Poincarè first looks at the use of “chronometers”—indicators of time that work off of a natural periodicity, like pendulums. He comes to the conclusion that the use of a chronometer’s beats as our unit of time always relies, implicitly or not, on the supposition that the same causes take the same time to produce the same effects. But, he reasons further, physicists can only approximately determine causation (as opposed to rigorously, because that would require bringing every body in the universe into your calculation), and so the above supposition can only assert approximate causal relationships. Therefore any definition of time built on this supposition will itself be merely approximate.

Measuring time E=MC2 physics chalkboard

What about the common practice of using astronomical observations as measurements of duration, via Newtonian mechanics? Poincarè points out the unscientific circularity of such calculations: if the observed quantity of duration does not match the quantity predicted by Newton’s laws of mechanics, the clock is adjusted so that it does match. In other words, if a rotation was measured to be faster than Newton’s laws predicted, then we conclude that we must adjust our means of measurement to fit the prediction. But this leads Poincarè to the troubling conclusion that the experimental physicist merely defines duration in such a way that in using it the laws of nature are verified. As in the case of the chronometer, however, this means that the scientific unit of time is a mere approximation, evolving with ever-changing Newtonian laws of motion, given that these laws are only experimentally (i.e., inductively) determined, and so, are not in theory absolutely necessary.

One final problem with this Newtonian way of measuring time is that there is any number of different units of measurement that satisfy the definition of the experimental scientist if only one just slightly alters the laws of nature such that they are expressed differently, and yet still validly. The scientist, therefore, does not, in fact, choose how to measure time only according to its ability to verify the laws of nature, but also how conveniently it does so. One way of measuring time is not truer than any other as long they both verify the natural laws equally well.

From this line of reasoning, Poincarè realizes that our notion of time comes down to rules. There is no strict definition of the unit of time in use, only rules that tell one, for instance, how to correct chronometers according to some observational data, and even worse, these rules have not been adopted due to their truth, but for their simplicity and convenience, such that if we measured time in any other way, the application and/or testing of the physical laws would be a bit more difficult.
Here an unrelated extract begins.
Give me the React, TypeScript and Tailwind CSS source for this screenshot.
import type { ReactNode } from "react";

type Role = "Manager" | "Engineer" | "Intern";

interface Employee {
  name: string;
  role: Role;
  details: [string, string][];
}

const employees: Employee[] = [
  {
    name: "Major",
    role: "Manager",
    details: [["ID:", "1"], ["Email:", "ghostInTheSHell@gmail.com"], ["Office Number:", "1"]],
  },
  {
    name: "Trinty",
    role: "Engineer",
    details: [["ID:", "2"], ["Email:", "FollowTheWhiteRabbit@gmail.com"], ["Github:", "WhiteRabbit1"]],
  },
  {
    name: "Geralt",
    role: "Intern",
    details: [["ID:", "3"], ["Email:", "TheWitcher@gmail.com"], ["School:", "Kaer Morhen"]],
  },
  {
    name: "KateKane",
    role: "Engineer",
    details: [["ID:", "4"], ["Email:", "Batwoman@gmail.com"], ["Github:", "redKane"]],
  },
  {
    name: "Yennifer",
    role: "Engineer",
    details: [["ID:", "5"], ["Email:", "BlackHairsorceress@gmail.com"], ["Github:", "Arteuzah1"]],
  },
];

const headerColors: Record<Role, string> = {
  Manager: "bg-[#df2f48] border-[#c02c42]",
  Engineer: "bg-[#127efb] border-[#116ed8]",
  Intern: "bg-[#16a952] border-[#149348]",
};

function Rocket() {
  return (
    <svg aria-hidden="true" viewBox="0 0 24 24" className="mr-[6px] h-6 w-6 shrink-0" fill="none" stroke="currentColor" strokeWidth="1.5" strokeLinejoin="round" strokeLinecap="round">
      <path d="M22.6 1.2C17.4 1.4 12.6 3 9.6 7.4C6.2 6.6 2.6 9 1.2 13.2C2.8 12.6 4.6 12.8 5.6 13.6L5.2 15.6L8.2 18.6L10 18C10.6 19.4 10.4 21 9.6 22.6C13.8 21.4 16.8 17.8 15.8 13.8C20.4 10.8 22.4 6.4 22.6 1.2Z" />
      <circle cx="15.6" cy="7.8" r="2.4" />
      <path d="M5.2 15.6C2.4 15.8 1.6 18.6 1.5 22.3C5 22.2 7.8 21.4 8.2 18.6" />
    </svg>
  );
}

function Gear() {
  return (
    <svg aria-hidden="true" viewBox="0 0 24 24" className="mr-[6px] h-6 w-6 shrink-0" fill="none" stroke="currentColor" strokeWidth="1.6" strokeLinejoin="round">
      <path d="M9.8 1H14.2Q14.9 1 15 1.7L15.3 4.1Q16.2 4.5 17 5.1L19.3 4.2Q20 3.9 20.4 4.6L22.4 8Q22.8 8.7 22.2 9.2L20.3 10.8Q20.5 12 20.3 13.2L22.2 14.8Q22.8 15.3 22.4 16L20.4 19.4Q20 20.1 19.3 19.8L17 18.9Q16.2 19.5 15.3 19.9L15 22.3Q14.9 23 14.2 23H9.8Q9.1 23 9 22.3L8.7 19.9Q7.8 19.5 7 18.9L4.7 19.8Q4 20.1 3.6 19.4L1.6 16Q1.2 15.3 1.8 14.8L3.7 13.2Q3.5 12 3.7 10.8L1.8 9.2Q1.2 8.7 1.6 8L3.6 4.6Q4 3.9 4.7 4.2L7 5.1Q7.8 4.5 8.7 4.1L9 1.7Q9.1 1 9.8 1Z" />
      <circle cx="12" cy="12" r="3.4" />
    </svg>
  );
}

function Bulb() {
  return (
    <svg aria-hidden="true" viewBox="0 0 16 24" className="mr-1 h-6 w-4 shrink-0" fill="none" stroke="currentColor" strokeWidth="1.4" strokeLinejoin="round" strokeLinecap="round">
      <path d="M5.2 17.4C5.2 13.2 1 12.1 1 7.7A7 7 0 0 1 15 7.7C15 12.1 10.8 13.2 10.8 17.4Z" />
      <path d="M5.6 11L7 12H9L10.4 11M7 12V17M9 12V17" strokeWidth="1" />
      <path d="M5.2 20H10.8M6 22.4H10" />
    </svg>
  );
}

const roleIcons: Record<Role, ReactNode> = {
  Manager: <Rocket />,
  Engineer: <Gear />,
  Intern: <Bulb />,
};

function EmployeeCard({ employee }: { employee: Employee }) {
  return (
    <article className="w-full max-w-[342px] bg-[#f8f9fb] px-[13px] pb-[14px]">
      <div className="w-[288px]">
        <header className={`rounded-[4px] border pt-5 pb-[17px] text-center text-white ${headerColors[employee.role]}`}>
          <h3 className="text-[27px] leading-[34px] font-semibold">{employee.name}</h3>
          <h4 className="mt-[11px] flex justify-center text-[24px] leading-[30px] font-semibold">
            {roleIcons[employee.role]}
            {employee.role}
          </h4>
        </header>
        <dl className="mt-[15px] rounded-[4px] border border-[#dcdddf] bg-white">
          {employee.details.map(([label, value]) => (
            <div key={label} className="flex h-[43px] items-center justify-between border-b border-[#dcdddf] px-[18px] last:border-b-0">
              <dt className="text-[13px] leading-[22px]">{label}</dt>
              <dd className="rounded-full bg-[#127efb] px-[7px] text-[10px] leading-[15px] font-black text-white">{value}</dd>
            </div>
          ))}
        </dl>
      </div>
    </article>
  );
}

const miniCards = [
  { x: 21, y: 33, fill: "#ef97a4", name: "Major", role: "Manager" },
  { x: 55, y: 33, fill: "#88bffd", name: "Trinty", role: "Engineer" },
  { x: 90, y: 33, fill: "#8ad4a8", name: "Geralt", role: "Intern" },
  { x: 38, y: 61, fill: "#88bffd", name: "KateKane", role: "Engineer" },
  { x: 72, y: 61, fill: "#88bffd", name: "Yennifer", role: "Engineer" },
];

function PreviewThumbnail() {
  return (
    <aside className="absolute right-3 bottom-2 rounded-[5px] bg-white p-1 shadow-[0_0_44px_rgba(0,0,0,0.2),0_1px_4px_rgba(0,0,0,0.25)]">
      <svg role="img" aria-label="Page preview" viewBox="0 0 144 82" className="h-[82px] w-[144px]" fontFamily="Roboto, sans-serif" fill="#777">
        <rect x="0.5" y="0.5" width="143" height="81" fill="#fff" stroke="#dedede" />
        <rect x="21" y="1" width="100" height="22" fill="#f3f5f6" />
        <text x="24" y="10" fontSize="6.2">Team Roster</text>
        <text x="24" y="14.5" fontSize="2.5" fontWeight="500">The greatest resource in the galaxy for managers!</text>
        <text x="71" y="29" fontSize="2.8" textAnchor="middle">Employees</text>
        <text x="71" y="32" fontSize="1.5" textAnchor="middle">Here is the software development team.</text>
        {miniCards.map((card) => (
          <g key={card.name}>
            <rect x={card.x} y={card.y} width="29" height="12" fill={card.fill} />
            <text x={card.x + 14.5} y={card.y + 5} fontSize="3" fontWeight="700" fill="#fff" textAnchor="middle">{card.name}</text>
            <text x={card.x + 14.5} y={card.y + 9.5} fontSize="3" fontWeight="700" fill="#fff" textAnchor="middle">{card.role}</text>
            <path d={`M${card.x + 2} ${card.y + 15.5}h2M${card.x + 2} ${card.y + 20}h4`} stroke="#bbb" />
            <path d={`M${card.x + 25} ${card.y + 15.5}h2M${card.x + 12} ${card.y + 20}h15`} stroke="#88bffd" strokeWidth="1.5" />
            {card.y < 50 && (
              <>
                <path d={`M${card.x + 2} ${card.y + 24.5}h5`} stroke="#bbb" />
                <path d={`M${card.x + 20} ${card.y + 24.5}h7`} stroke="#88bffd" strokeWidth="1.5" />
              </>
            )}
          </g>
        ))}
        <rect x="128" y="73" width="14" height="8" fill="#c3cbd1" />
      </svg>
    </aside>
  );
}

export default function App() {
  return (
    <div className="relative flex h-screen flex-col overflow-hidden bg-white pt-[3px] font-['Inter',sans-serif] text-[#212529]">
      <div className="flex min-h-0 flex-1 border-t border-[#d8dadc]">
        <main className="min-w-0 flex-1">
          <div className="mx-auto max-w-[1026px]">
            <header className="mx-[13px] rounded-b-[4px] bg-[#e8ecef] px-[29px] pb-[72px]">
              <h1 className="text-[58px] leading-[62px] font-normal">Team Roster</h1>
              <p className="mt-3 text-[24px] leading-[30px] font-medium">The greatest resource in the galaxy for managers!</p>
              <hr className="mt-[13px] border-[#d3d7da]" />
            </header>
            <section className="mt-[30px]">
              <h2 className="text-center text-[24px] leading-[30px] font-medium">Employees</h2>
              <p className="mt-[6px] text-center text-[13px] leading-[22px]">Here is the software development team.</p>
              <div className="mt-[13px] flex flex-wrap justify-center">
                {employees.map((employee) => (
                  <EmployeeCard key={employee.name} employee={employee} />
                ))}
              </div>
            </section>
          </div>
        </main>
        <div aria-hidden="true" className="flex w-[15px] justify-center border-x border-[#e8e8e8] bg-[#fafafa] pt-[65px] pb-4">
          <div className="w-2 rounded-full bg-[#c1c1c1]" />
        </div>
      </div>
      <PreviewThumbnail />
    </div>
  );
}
This is where Einstein and his theory of special relativity come in. What Einstein ultimately does in special relativity is develop a rule by which the physicist can come to a standard measurement of time. Let there be some specified coordinate system k. According to Einstein, for the physicist to be able to measure time in a physically meaningful way, it would mean being able to determine the temporal location of an event at any position in the coordinate system k. This is what his rule allows for. Einstein notes, as Poincarè did, that we have no “direct intuition” of duration (i.e., the interval between two events), and that the difficulty with our common definition of time as some clock ticking absolutely independent of events is that it makes time impossible to measure. One of Einstein’s goals, then, is to make time measurable—that is, to define time in such a way that an event can be measured in a physically meaningful way. After all, as Poincarè wrote, the study of physics requires a rigorous definition of duration. Interestingly, Einstein discovers that the problem with measuring duration lays not in any of the Newtonian laws per se, but in certain assumptions underlying the entire scientific interpretation of events in space and time. In a coordinate system k, we cannot scientifically measure the time between two distant events without having already measured the velocity of light. But this measurement is only possible given two other measurements: (1) the distance between the points between which the light propagates, and (2) the time of the emission of the light at the first point and the time of the arrival of the light at the second point. This is, though, a circular string of measurements. Einstein concludes, then, that it is in principle impossible to rigorously measure the velocity of light, and that it becomes possible only under arbitrary suppositions. For Einstein, this supposition is that the velocity of light from some spatial point A to another spatial point B is the same as it is from B to A, and it is only by virtue of this supposition that Einstein’s rule for measuring time in special relativity actually works.